Not even the advent of McCarthyism moved Fearing closer to the Party. With the Party working overdrive in proclaiming McCarthy’s America fascist while lauding the Soviet Union, Fearing instead attacked both. He predicted that the congressional investigations would follow the same trajectory as Stalin, resulting in “mass executions.” When Robert Cantwell, an informer during the blacklist, rose to give the eulogy at his funeral, Lillian Hellman staged a walkout.
Like many leftists, Fearing, born in 1902, came from distinguished surroundings. His father was a successful Chicago attorney whose ancestor was a Coolidge. His mother, second-generation Jewish, had a cousin who helped found the Institute for Advanced Learning at Princeton. Despite his plush upbringing, Fearing favored a bohemian life style, which eventually forced his resignation as student editor of the University of Wisconsin’s literary magazine for accepting stories dealing with sex and violence. Moving to New York and settling in Greenwich Village, Fearing wrote sex stories for the pulps in order to subsidize his more “serious” work. But although Fearing’s more “serious” stories and poems were accepted by The New Masses, privately the editors dismissed his work as “art for art’s sake.”

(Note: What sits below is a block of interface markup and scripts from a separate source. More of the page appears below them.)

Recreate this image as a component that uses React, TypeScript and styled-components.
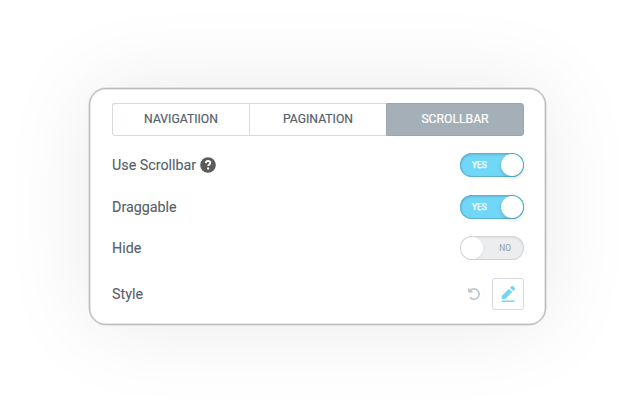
import React from "react";
import styled, { createGlobalStyle } from "styled-components";

const GlobalStyle = createGlobalStyle`
  * { box-sizing: border-box; }
  body { margin: 0; background: #fff; overflow: hidden; }
  button { font: inherit; margin: 0; padding: 0; }
`;

const Page = styled.main`
  height: 413px;
  padding: 88px 88px 0 89px;
  font-family: Roboto, "Liberation Sans", sans-serif;
  color: #556068;
`;

const Card = styled.section`
  width: 457px;
  height: 237px;
  padding: 14px 21px 0 22px;
  border: 1px solid #bcbcbc;
  border-radius: 17px;
  background: #fff;
  box-shadow: inset 0 0 0 0.5px #d0d0d0, 0 0 0 0.5px #d0d0d0, 0 0 90px rgba(0, 0, 0, 0.085);
`;

const Tabs = styled.div`
  display: grid;
  grid-template-columns: 137px 137px 138px;
  height: 33px;
  margin-bottom: 8px;
`;

const Tab = styled.button<{ $active?: boolean }>`
  border: 1px solid ${(p) => (p.$active ? "#9ba7b0" : "#d5dae2")};
  border-right-width: ${(p) => (p.$active ? "1px" : "0")};
  padding-bottom: 1px;
  background: ${(p) => (p.$active ? "#a4afb7" : "#fff")};
  color: ${(p) => (p.$active ? "#fff" : "#556068")};
  font-size: 12.2px;
  font-weight: 400;
  -webkit-text-stroke: 0.2px currentColor;
  line-height: 30px;
  &:first-child { border-radius: 3px 0 0 3px; }
  &:last-child { border-radius: 0 3px 3px 0; }
`;

const Row = styled.div<{ $height: number }>`
  display: flex;
  align-items: center;
  justify-content: space-between;
  width: 412px;
  height: ${(p) => p.$height}px;
`;

const Label = styled.span`
  display: flex;
  align-items: center;
  gap: 4px;
  font-size: 14.3px;
  line-height: 20px;
  -webkit-text-stroke: 0.1px currentColor;
`;

const Help = styled.svg`
  width: 16px;
  height: 16px;
`;

const Track = styled.button<{ $on: boolean }>`
  display: flex;
  flex-direction: ${(p) => (p.$on ? "row" : "row-reverse")};
  align-items: center;
  justify-content: space-between;
  width: 64px;
  height: 24px;
  padding: 1px;
  padding-left: ${(p) => (p.$on ? "12px" : "1px")};
  padding-right: ${(p) => (p.$on ? "1px" : "13px")};
  border: 0;
  border-radius: 12px;
  background: ${(p) => (p.$on ? "#71d7f7" : "#ebedee")};
  box-shadow: inset 0 0 0 1px ${(p) => (p.$on ? "#58b4d0" : "#d3d4d5")},
    inset 0 1px 3px rgba(0, 0, 0, ${(p) => (p.$on ? 0.25 : 0.12)});
  color: ${(p) => (p.$on ? "#fff" : "#9aa5ad")};
  font-size: 8.4px;
  font-weight: 400;
  -webkit-text-stroke: ${(p) => (p.$on ? "0.25px" : "0.1px")} currentColor;
`;

const Knob = styled.span<{ $on: boolean }>`
  width: 22px;
  height: 22px;
  border-radius: 50%;
  background: #fff;
  box-shadow: ${(p) => (p.$on ? "0 2px 5px rgba(0,0,0,.16)" : "1px 1px 2px rgba(0,0,0,.04)")};
`;

const Actions = styled.div`
  display: flex;
  align-items: center;
  gap: 11px;
`;

const Reset = styled.svg`
  width: 14px;
  height: 14px;
`;

const Edit = styled.button`
  display: grid;
  place-items: center;
  width: 32px;
  height: 32px;
  border: 1px solid #d5dae2;
  border-radius: 3px;
  background: #fff;
`;

const Pencil = styled.svg`
  display: block;
  width: 16px;
  height: 18px;
`;

function Toggle({ on, label }: { on: boolean; label: string }) {
  return (
    <Track $on={on} role="switch" aria-checked={on} aria-label={label}>
      <span>{on ? "YES" : "NO"}</span>
      <Knob $on={on} />
    </Track>
  );
}

export default function App() {
  return (
    <Page>
      <GlobalStyle />
      <Card>
        <Tabs>
          <Tab>NAVIGATIION</Tab>
          <Tab>PAGINATION</Tab>
          <Tab $active>SCROLLBAR</Tab>
        </Tabs>
        <Row $height={42}>
          <Label>
            Use Scrollbar
            <Help viewBox="0 0 16 16" fill="none">
              <circle cx="8" cy="8" r="7.8" fill="#5b5b5b" />
              <path d="M5.8 6.1C5.9 4.7 6.8 4 8 4c1.4 0 2.3.8 2.3 1.9 0 1.6-2.1 1.6-2.1 3.2" stroke="#fff" strokeWidth="1.8" />
              <circle cx="8.1" cy="11.5" r="1.15" fill="#fff" />
            </Help>
          </Label>
          <Toggle on label="Use Scrollbar" />
        </Row>
        <Row $height={41}>
          <Label>Draggable</Label>
          <Toggle on label="Draggable" />
        </Row>
        <Row $height={42}>
          <Label>Hide</Label>
          <Toggle on={false} label="Hide" />
        </Row>
        <Row $height={49}>
          <Label>Style</Label>
          <Actions>
            <Reset viewBox="0 0 14 14" fill="none" stroke="#bac4cd" strokeWidth="1.6">
              <path d="M2.3 4.2C3.4 2.7 5 1.9 7 1.9A5.2 5.2 0 1 1 2.8 10.2" />
              <path d="M1.9 1.2V4.6H5.5" />
            </Reset>
            <Edit aria-label="Edit style">
              <Pencil viewBox="0 0 16 18" fill="#71d7f7">
                <path d="M1.7 10.9 8.9 3.7 12.2 7 5 14.2H1.7Z" />
                <path d="m9.9 2.7 1.5-1.5q.9-.8 1.8 0l1.5 1.5q.9.9 0 1.8L13.2 6Z" />
                <path d="M1.5 15.5h13V17h-13Z" />
              </Pencil>
            </Edit>
          </Actions>
        </Row>
      </Card>
    </Page>
  );
}
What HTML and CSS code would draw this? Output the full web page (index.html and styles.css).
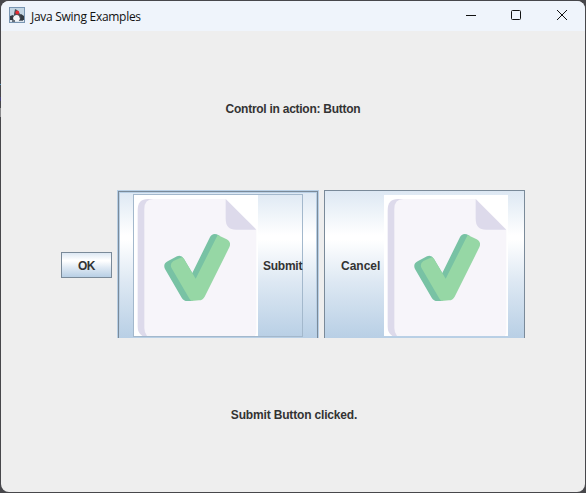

He had his own personal opinions about the Party as well. While the CPUSA was praising his second collection of verse, Poems (1935), Fearing mocked such labeling since his poems merely described the revolutionary process rather than endorsing it. Although the praise continued for the rest of his life (leading many, including the FBI, to conclude he was a Communist Party member), Fearing’s relationship with the Party was problematic: A pacifist horrified by World War I, he attacked the Party’s mid-1930s pro-collective security stance dictated by Moscow. A Jew and anti-fascist (he grew up hearing the “fashionable anti-Semitism” of his father’s upper-class friends), he was equally at odds with the Party’s support of the military partnership between Hitler and Stalin in 1939.
Switching genres did not bring him more in line with the Party. The plot of his first thriller, Dagger of the Mind (1941), involved a New York State police officer capturing a murderer who then dies in the electric chair. If Fearing had been writing in the Marxist vein, then he would have portrayed the cop as a corrupt thug in the pay of the rich. But his “art for art’s sake” technique of rendering each character in first person, and thus having to treat each one as complex, frustrated such simplistic propaganda.
By the time of his most famous work, The Big Clock (1946), the Left had adopted noir as the best means to slip anticapitalist propaganda, under the guise of a fast-paced thriller, past conservative studio heads. Tinseltown Communists Edward Dymtrk and Adrian Scott used Raymond Chandler’s Farewell, My Lovely (ironically Chandler was conservative) to portray a corrupt society peopled by bought-off cops and fascist millionaires.
On the surface, The Big Clock would seem to be in this vein. Earl Janoth, a business executive modeled on Henry Luce, murders his mistress and then attempts to pin the blame on her mysterious lover who, unbeknownst to him, is George Sandos, the investigative reporter tasked with uncovering the identity of the killer. In a play on media and congressional investigations of citizens’ leftist pasts, Fearing has George provide a clue to his affair when he and the mistress purchase a painting of a WPA artist; hence, as with the sympathies of those investigated by Congress, George’s affection for an aspect of New Dealism could land him in jail.
But upon closer examination, the story is hardly Marxist. The typical proletarian novel had a protagonist, either apolitical or vaguely liberal, who watches a strike from the sidelines. The story usually ends with the murder of a union organizer friend by the bosses. The murder radicalizes the protagonist, who in Tom Joad fashion, pledges to carry on the work of the martyr.
But Fearing doesn’t honor the conventions of the genre. Although the villain is a capitalist, he doesn’t murder his mistress out of greed, but because she wounds his masculine pride (she accuses him of homosexuality). George’s consciousness was hardly raised by the murder. He isn’t after the villain because he is an exploiter but merely to save his own neck. George’s fascination with the WPA artist is not followed up on (a proletariat novelist would have used the painting of money changing hands as a means to “awaken” George). A useful plot device might have had George uncover some business illegality in Janoth’s closet—thus providing George with potential blackmail material should he be exposed. But this line of inquiry is not pursued, possibly because such an undertaking would have slowed down the breakneck pace, the lifeblood of the thriller genre, and Fearing clearly serves the story rather than adapting it to Marxist dogma.
The abrupt conclusion of the novel, with the last line reporting Janoth’s suicide, has been cited as proof that Fearing did not know how to end novels. But the reality might be that he wrote himself into a corner. A Marxist ending, such as George at the grave of the mistress pledging to join a progressive magazine, would not have played fair with the reader, given that George neither evinced any sympathy for her death nor appeared to care about the plight of the workers. Fearing did, but he cared about the integrity of stories more.